First, this kind of spoon-fed writing just isn’t enjoyable. A quick survey of middle school classrooms reveals that many students are bored by writing opportunities and would love to see some more varied forms of expressing themselves available. Our minds crave innately crave creativity, and the only way to satisfy that craving is to offer a means for it to be expressed. For some students, this means drawing or painting. For others, it means writing, and what better way to waste this creative potential than to stifle it with strict guidelines? Even worse, students frustrated with a teacher’s mandates may give up writing all together, only offering up what’s required of them, and this seems to contradict our country’s idea that schools should be places where talents are nurtured for the next level of schooling.

Secondly, we should think about the youngest kids, the ones whose mindsets may easily be shifted. This receding of originality possibly most impacts those younger students, who are easily imprinted with a set of ideas for life. Lack of freedom while writing may impose a mindset upon pupils that writing is only done to get a good grade, or get a gold star, or what have you, and that the only way to achieve this is to follow the rules. Rules, though a necessary part of writing, cannot take the place of simple creativity, and should only be used as structure, as a backbone to imagination. Unfortunately, more and more children are learning that following rules is a rule, and that there are few exceptions.

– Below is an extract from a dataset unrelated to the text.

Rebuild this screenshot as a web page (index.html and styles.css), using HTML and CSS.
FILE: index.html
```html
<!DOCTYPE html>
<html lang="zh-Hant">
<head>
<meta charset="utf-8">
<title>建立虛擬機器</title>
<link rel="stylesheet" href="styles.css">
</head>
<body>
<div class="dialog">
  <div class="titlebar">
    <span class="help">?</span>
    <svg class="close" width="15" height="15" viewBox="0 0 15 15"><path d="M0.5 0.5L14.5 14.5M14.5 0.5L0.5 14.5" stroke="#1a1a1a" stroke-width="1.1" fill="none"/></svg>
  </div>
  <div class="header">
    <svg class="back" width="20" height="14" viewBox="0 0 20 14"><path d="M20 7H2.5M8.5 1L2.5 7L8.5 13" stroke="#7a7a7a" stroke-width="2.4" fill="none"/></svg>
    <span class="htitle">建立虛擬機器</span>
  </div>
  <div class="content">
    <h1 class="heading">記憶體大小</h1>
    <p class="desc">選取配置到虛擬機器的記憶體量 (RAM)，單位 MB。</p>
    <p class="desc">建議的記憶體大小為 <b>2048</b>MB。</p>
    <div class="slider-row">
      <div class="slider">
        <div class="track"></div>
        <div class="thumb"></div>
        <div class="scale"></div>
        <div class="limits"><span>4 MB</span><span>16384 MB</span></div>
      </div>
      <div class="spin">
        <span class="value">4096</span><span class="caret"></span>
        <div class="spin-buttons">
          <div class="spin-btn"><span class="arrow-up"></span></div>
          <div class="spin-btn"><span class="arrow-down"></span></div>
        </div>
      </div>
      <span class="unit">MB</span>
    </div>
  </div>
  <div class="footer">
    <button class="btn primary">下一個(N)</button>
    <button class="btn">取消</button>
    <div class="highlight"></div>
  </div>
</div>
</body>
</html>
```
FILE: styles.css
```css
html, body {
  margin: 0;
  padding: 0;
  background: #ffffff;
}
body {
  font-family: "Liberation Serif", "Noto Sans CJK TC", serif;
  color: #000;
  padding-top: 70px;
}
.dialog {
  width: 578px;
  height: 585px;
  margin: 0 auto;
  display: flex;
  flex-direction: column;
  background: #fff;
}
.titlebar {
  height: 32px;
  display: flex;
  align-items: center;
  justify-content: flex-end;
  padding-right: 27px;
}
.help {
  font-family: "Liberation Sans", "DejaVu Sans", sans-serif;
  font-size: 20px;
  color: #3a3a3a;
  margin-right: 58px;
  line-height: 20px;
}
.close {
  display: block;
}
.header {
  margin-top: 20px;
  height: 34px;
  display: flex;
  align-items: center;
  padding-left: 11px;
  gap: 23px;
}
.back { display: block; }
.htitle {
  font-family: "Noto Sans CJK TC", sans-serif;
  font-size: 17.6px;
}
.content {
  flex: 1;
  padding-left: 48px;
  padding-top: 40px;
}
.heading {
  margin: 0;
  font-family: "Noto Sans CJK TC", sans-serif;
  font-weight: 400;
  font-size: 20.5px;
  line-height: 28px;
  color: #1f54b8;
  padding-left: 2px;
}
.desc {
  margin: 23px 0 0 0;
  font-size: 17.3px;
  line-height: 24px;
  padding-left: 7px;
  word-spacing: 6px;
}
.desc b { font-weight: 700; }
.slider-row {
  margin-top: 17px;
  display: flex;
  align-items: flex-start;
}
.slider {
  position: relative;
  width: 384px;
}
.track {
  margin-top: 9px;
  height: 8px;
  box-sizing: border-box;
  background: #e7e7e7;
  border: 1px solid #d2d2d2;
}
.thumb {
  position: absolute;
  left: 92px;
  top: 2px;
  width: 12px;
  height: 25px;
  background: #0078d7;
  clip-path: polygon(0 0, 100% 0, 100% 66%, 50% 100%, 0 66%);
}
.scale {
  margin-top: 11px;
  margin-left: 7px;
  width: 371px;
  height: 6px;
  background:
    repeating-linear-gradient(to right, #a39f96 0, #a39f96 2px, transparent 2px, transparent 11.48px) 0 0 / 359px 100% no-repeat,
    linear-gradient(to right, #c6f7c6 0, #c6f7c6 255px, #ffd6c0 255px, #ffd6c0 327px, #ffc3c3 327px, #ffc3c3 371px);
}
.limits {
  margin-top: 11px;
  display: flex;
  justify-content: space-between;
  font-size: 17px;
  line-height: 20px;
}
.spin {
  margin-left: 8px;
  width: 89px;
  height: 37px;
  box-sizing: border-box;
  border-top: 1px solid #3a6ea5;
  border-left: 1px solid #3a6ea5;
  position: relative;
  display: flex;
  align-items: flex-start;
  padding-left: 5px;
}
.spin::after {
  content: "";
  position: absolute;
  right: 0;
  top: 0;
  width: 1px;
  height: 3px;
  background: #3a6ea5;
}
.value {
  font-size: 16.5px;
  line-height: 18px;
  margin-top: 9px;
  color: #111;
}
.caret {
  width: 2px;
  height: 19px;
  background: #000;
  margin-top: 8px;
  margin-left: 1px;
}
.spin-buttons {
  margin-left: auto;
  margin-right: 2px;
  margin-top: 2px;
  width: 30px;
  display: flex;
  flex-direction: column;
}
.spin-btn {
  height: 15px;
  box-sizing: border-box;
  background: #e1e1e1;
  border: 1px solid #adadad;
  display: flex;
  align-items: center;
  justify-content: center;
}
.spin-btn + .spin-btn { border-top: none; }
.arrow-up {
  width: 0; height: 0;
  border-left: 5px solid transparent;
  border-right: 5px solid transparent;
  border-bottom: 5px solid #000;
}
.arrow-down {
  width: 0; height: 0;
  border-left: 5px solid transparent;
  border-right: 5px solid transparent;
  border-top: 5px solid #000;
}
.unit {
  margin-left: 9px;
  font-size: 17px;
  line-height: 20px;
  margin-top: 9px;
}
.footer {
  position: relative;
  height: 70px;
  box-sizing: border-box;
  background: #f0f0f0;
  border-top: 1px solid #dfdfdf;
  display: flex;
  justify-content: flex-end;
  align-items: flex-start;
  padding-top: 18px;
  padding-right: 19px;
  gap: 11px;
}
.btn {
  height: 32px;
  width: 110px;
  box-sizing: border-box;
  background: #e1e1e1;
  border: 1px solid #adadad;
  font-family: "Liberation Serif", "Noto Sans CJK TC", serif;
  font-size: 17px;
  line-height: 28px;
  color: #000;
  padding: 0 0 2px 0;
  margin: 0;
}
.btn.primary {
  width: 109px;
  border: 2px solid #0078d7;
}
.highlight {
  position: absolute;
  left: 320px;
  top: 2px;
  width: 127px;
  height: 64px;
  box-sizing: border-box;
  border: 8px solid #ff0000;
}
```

This could lead to an adult population whose right brain is sadly underdeveloped, overrun with the mundane and lacking experience with the imagination and creativity that completes us.

Finally, practice in more varied forms of writing may increase creativity in the long run. A society where concrete thinking outweighs free-mindedness is not a good place to be. Continued on to an extreme, we could all be exemplifying a science fiction novel, behaving like robots instead of humans with hopes, dreams and loves. However, if we balance creativity with the factual and the down-to-earth, a lot of good could be brought into the world. Jobs would be had for people whose right or left brain dominates, which would mean society would become more varied, and more open. By simply allowing more imaginative jobs to show up on the market, we could become more close to our possessions, buying them from artists and home-based fashion designers instead of corporate factories. And people everywhere would feel more comfortable in their goals and aspirations, instead of being laughed at for being too “out there” or too different.

Though I feel I’m risking my grade by going off of the given prompt, I chose this topic because it is one that strikes true with me. The unconscious manipulation of our writing imagination is something that has to be stopped, not only for our good, but for the good of our
society. I ask you to stand by me with this topic, and hope that my feelings haven’t fallen on deaf ears.